| DIRECTIONS |
Copy out each line that includes the word "size".

| SUPPLIED MATERIAL |
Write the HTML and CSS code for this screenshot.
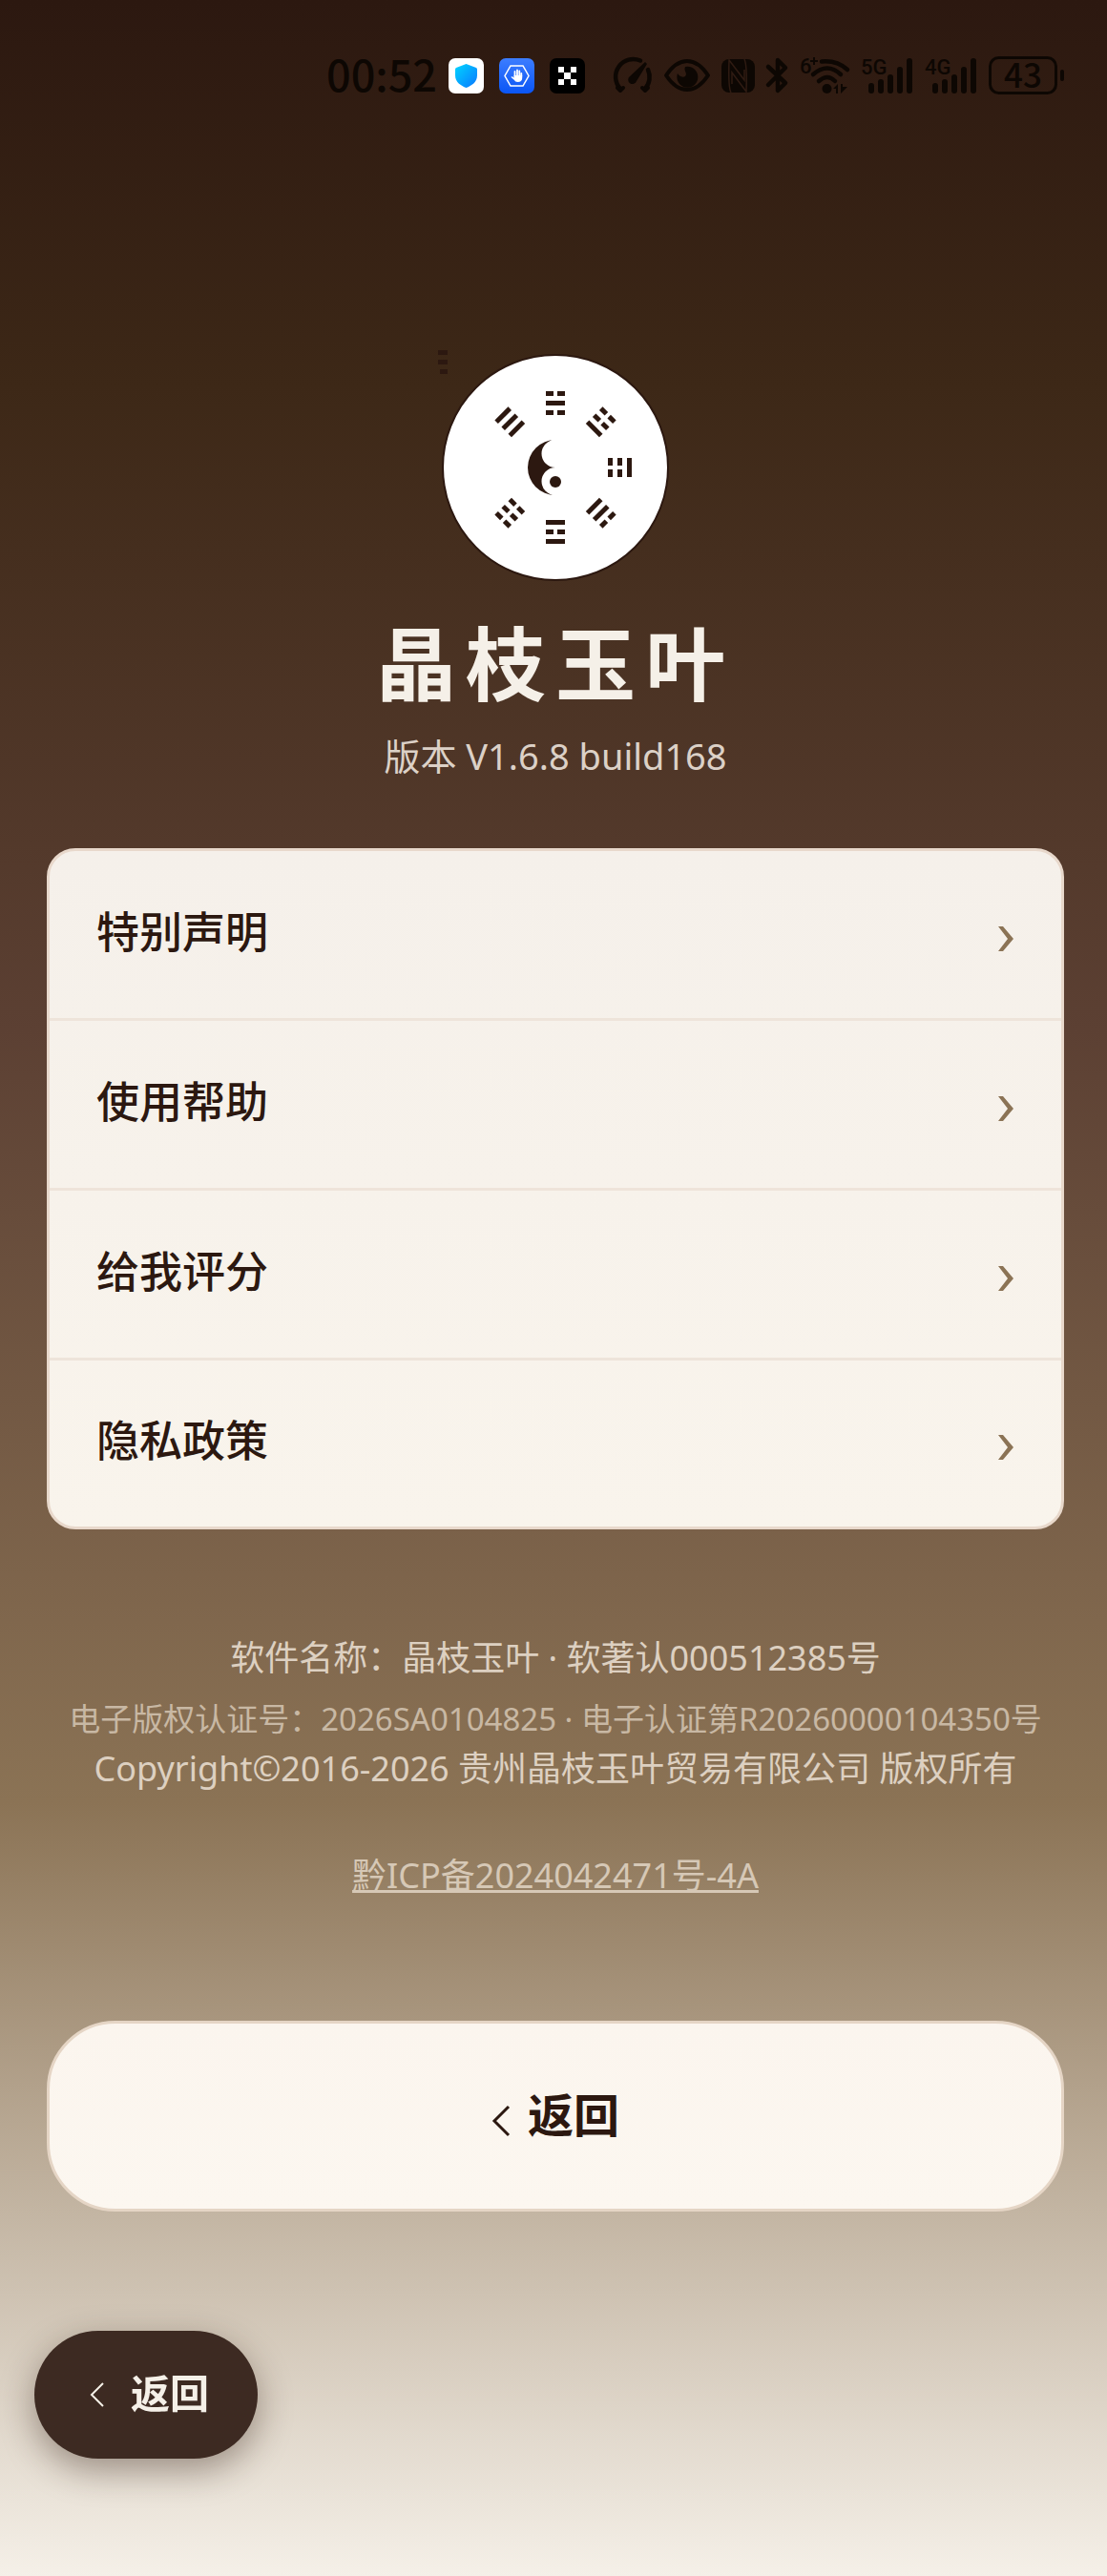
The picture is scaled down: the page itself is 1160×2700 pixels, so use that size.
FILE: index.html
```html
<!DOCTYPE html>
<html lang="zh-CN">
<head>
    <meta charset="UTF-8">
    <meta name="viewport" content="width=device-width, initial-scale=1.0">
    <title>晶枝玉叶</title>
    <link rel="stylesheet" href="styles.css">
</head>
<body>
    <div class="status-bar">
        <span class="time">00:52</span>
        <div class="apps">
            <svg width="37" height="37" viewBox="0 0 37 37">
                <defs>
                    <linearGradient id="shield" x1="0" y1="0" x2="1" y2="1">
                        <stop offset="0" stop-color="#00d5ff"/>
                        <stop offset="1" stop-color="#0a78ff"/>
                    </linearGradient>
                </defs>
                <rect width="37" height="37" rx="7" fill="#fff"/>
                <path d="M18.5 6L29 10Q30 10.5 30 12V18C30 25 24 29 18.5 31C13 29 7 25 7 18V12Q7 10.5 8 10Z" fill="url(#shield)"/>
            </svg>
            <svg width="37" height="37" viewBox="0 0 37 37">
                <defs>
                    <linearGradient id="blue" x1="0" y1="0" x2="0" y2="1">
                        <stop offset="0" stop-color="#3c7dff"/>
                        <stop offset="1" stop-color="#0a55f5"/>
                    </linearGradient>
                </defs>
                <rect width="37" height="37" rx="7" fill="url(#blue)"/>
                <path d="M12 8H25L31 18.5L25 29H12L6 18.5Z" fill="none" stroke="#fff" stroke-width="1.5"/>
                <path d="M16.5 19V14M19 18V12.5M21.3 18V13.5M23.3 19V16" stroke="#fff" stroke-width="1.8" stroke-linecap="round"/>
                <path d="M15.6 18H24.2V21Q24 25 19.5 25Q17 25 15.5 22.5L12.5 20Q13 18.5 15.6 20.5Z" fill="#fff"/>
            </svg>
            <svg width="37" height="37" viewBox="0 0 37 37">
                <rect width="37" height="37" rx="7" fill="#000"/>
                <path d="M9 9h6v6h-6zM22 9h6v6h-6zM15 15h7v7h-7zM9 22h6v6h-6zM22 22h6v6h-6z" fill="#fff"/>
            </svg>
        </div>
        <div class="system">
            <!-- gauge -->
            <svg width="42" height="38" viewBox="0 0 42 38">
                <path d="M8 33A18.5 18.5 0 0 1 29 3.5M37 13A18.5 18.5 0 0 1 34 33" fill="none" stroke="#0d0703" stroke-width="4.5" stroke-linecap="round"/>
                <path d="M5 32L8 35L11 32M31 32L34 35L37 32" fill="none" stroke="#0d0703" stroke-width="4" stroke-linecap="round" stroke-linejoin="round"/>
                <path d="M34 5L36 7L25 25A4.5 4.5 0 1 1 18 20Z" fill="#0d0703"/>
            </svg>
            <!-- eye -->
            <svg width="48" height="38" viewBox="0 0 48 38">
                <path d="M2 19Q12 4 24 4T46 19Q36 34 24 34T2 19Z" fill="none" stroke="#0d0703" stroke-width="4" stroke-linejoin="round"/>
                <path d="M22 10C20 14 25 17 22 20C19 22 15 19 14 17A11 11 0 1 0 22 10Z" fill="#0d0703"/>
            </svg>
            <!-- nfc -->
            <svg width="35" height="38" viewBox="0 0 35 38">
                <rect y="2" width="35" height="35" rx="8" fill="#0d0703"/>
                <path d="M10 37Q7 32 8 3L24 24V13M24 2Q27 8 26 36L11 16V28" fill="none" stroke="#2f1b12" stroke-width="1.5"/>
            </svg>
            <!-- bluetooth -->
            <svg width="23" height="38" viewBox="0 0 23 38">
                <path d="M2 10L20 27L12 35V3L20 11L2 29" fill="none" stroke="#0d0703" stroke-width="4.5" stroke-linecap="round" stroke-linejoin="round"/>
            </svg>
            <!-- wifi -->
            <svg width="52" height="38" viewBox="0 0 52 38">
                <text class="tiny" x="0" y="17">6</text>
                <path d="M11 4H19M15 0V8" stroke="#0d0703" stroke-width="2"/>
                <path d="M23 4.5Q39 3 50 13M14 18Q29 5 43 18M20 25Q29 17 37 25" fill="none" stroke="#0d0703" stroke-width="4.5" stroke-linecap="round"/>
                <circle cx="28.5" cy="33" r="5" fill="#0d0703"/>
                <path d="M35 33L40 28V38H38V33ZM43 28V38L50 31H45V28Z" fill="#0d0703"/>
            </svg>
            <svg width="55" height="38" viewBox="0 0 55 38">
                <text class="tiny" x="0" y="18">5G</text>
                <path d="M11 30V35M21 26V35M31 21V35M41 13V35M51 4V35" stroke="#0d0703" stroke-width="6" stroke-linecap="round"/>
            </svg>
            <svg width="55" height="38" viewBox="0 0 55 38">
                <text class="tiny" x="0" y="18">4G</text>
                <path d="M11 30V35M21 26V35M31 21V35M41 13V35M51 4V35" stroke="#0d0703" stroke-width="6" stroke-linecap="round"/>
            </svg>
            <!-- battery -->
            <svg width="80" height="40" viewBox="0 0 80 40">
                <rect x="1.5" y="1.5" width="69" height="37" rx="9" fill="none" stroke="#0d0703" stroke-width="3"/>
                <rect x="75" y="14" width="4" height="12" rx="2" fill="#0d0703"/>
                <text class="level" x="36" y="33" text-anchor="middle">43</text>
            </svg>
        </div>
    </div>

    <main class="container">
        <svg class="logo" width="240" height="240" viewBox="-120 -120 240 240" fill="#2c1810">
            <defs>
                <path id="solid" d="M-10-3h20v5h-20z"/>
                <path id="broken" d="M-10-3h8v5h-8zM2-3h8v5h-8z"/>
            </defs>
            <circle r="118" fill="#fff" stroke="#2c1810" stroke-width="2"/>
            <path d="M0-29A29 29 0 0 0 0 29A14.5 14.5 0 0 1 0 0A14.5 14.5 0 0 1 0-29Z"/>
            <circle cy="15" r="6"/>
            <!-- trigrams, clockwise from the top -->
            <g transform="translate(0 -67)">
                <use href="#broken" y="-10"/><use href="#solid"/><use href="#broken" y="10"/>
            </g>
            <g transform="rotate(45) translate(0 -67)">
                <use href="#broken" y="-10"/><use href="#broken"/><use href="#solid" y="10"/>
            </g>
            <g transform="rotate(90) translate(0 -67)">
                <use href="#solid" y="-10"/><use href="#broken"/><use href="#broken" y="10"/>
            </g>
            <g transform="rotate(135) translate(0 -67)">
                <use href="#broken" y="-10"/><use href="#solid"/><use href="#solid" y="10"/>
            </g>
            <g transform="rotate(180) translate(0 -67)">
                <use href="#solid" y="-10"/><use href="#broken"/><use href="#solid" y="10"/>
            </g>
            <g transform="rotate(225) translate(0 -67)">
                <use href="#broken" y="-10"/><use href="#broken"/><use href="#broken" y="10"/>
            </g>
            <g transform="rotate(315) translate(0 -67)">
                <use href="#solid" y="-10"/><use href="#solid"/><use href="#solid" y="10"/>
            </g>
            <path d="M-123-123h10v5h-10zM-123-113h10v5h-10zM-121-103h8v5h-8z"/>
        </svg>
        <h1>晶枝玉叶</h1>
        <p class="version">版本 V1.6.8 build168</p>

        <nav class="menu">
            <a href="#statement">特别声明
                <svg class="arrow" width="16" height="26" viewBox="0 0 16 26"><path d="M0 0H5L16 13L5 26H0L10 13Z"/></svg>
            </a>
            <a href="#help">使用帮助
                <svg class="arrow" width="16" height="26" viewBox="0 0 16 26"><path d="M0 0H5L16 13L5 26H0L10 13Z"/></svg>
            </a>
            <a href="#rate">给我评分
                <svg class="arrow" width="16" height="26" viewBox="0 0 16 26"><path d="M0 0H5L16 13L5 26H0L10 13Z"/></svg>
            </a>
            <a href="#privacy">隐私政策
                <svg class="arrow" width="16" height="26" viewBox="0 0 16 26"><path d="M0 0H5L16 13L5 26H0L10 13Z"/></svg>
            </a>
        </nav>

        <footer class="footer">
            <p>软件名称：晶枝玉叶 · 软著认000512385号</p>
            <p class="cert">电子版权认证号：2026SA0104825 · 电子认证第R20260000104350号</p>
            <p>Copyright©2016-2026 贵州晶枝玉叶贸易有限公司 版权所有</p>
            <a class="icp" href="#icp">黔ICP备2024042471号-4A</a>
        </footer>

        <button type="button" class="back-btn">
            <svg width="20" height="32" viewBox="0 0 20 32"><path d="M18 1L3 16L18 31" stroke-width="3"/></svg>
            返回
        </button>
    </main>

    <button type="button" class="float-btn">
        <svg width="15" height="26" viewBox="0 0 15 26"><path d="M14 1L2 13L14 25" stroke-width="2"/></svg>
        返回
    </button>
</body>
</html>
```
FILE: styles.css
```css
* {
    box-sizing: border-box;
}

body {
    font-family: "Noto Sans", "Noto Sans CJK SC", sans-serif;
    background: linear-gradient(180deg, #2c1810 0%, #3d2817 15%, #5c4033 40%, #8b7355 70%, #f5f0e8 100%);
    margin: 0;
    min-height: 100vh;
    color: #f5f0e8;
}

p, h1 {
    margin: 0;
}

svg {
    display: block;
    flex: none;
    overflow: visible;
}

/* Status bar */
.status-bar {
    display: flex;
    justify-content: flex-end;
    align-items: center;
    height: 158px;
    padding-right: 44px;
    color: #0d0703;
}

.time {
    font-family: "Noto Sans CJK SC", sans-serif;
    font-size: 45px;
    line-height: 48px;
    font-weight: 500;
    margin-right: 12px;
    padding-bottom: 4px;
}

.apps {
    display: flex;
    gap: 16px;
    margin-right: 29px;
}

.system {
    display: flex;
    align-items: center;
    gap: 12px;
}

.tiny {
    font-family: Roboto, sans-serif;
    font-size: 22px;
    font-weight: 500;
    fill: #0d0703;
}

.level {
    font-family: "Noto Sans CJK SC", sans-serif;
    font-size: 35px;
    font-weight: 500;
    fill: #0d0703;
}

/* Content */
.container {
    display: flex;
    flex-direction: column;
    align-items: center;
    padding: 212px 45px 360px 49px;
}

h1 {
    font-size: 84px;
    line-height: 92px;
    font-weight: 700;
    letter-spacing: 10px;
    margin-top: 40px;
}

.version {
    font-size: 38px;
    line-height: 48px;
    margin-top: 26px;
    color: #dcd1c7;
}

.menu {
    align-self: stretch;
    margin-top: 73px;
    border: 3px solid #e8d8cb;
    border-radius: 30px;
    background: linear-gradient(180deg, #f5f0ea, #f9f4ec);
    overflow: hidden;
}

.menu a {
    display: flex;
    justify-content: space-between;
    align-items: center;
    height: 178px;
    padding: 0 50px 6px 49px;
    border-bottom: 3px solid #eee4da;
    color: #2c1810;
    font-size: 45px;
    line-height: 56px;
    font-weight: 500;
    text-decoration: none;
}

.menu a:last-child {
    height: 174px;
    border-bottom: none;
}

.arrow {
    margin-top: 14px;
    fill: #8b7355;
}

.footer {
    margin-top: 109px;
    text-align: center;
    font-size: 36px;
    line-height: 52px;
    color: #ddd0c1;
}

.footer .cert {
    font-size: 33px;
    margin-top: 12px;
    color: #c8b8a4;
}

.icp {
    display: inline-block;
    margin-top: 60px;
    color: #d6c8b6;
    text-decoration-thickness: 3px;
}

.back-btn, .float-btn {
    display: flex;
    justify-content: center;
    align-items: center;
    font-family: inherit;
    font-weight: 700;
    cursor: pointer;
}

.back-btn svg, .float-btn svg {
    fill: none;
    stroke: currentColor;
}

.back-btn {
    align-self: stretch;
    gap: 18px;
    height: 200px;
    margin-top: 126px;
    padding-bottom: 10px;
    border: 3px solid #e5d5c5;
    border-radius: 72px;
    background: linear-gradient(180deg, #fbf5ee, #fcf7f0);
    color: #2c1810;
    font-size: 48px;
}

.back-btn svg {
    margin-top: 18px;
}

.float-btn {
    position: fixed;
    left: 36px;
    bottom: 123px;
    gap: 28px;
    height: 134px;
    padding: 0 51px 8px 58px;
    border: none;
    border-radius: 67px;
    background: #3d2a22;
    box-shadow: 0 12px 36px rgba(44, 24, 16, 0.4);
    color: #f5f0e8;
    font-size: 41px;
}

.float-btn svg {
    margin-top: 8px;
}
```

| RESULT FOR THIS TASK |
The picture is scaled down: the page itself is 1160×2700 pixels, so use that size.
    font-size: 45px;
    font-size: 22px;
    font-size: 35px;
    font-size: 84px;
    font-size: 38px;
    font-size: 45px;
    font-size: 36px;
    font-size: 33px;
    font-size: 48px;
    font-size: 41px;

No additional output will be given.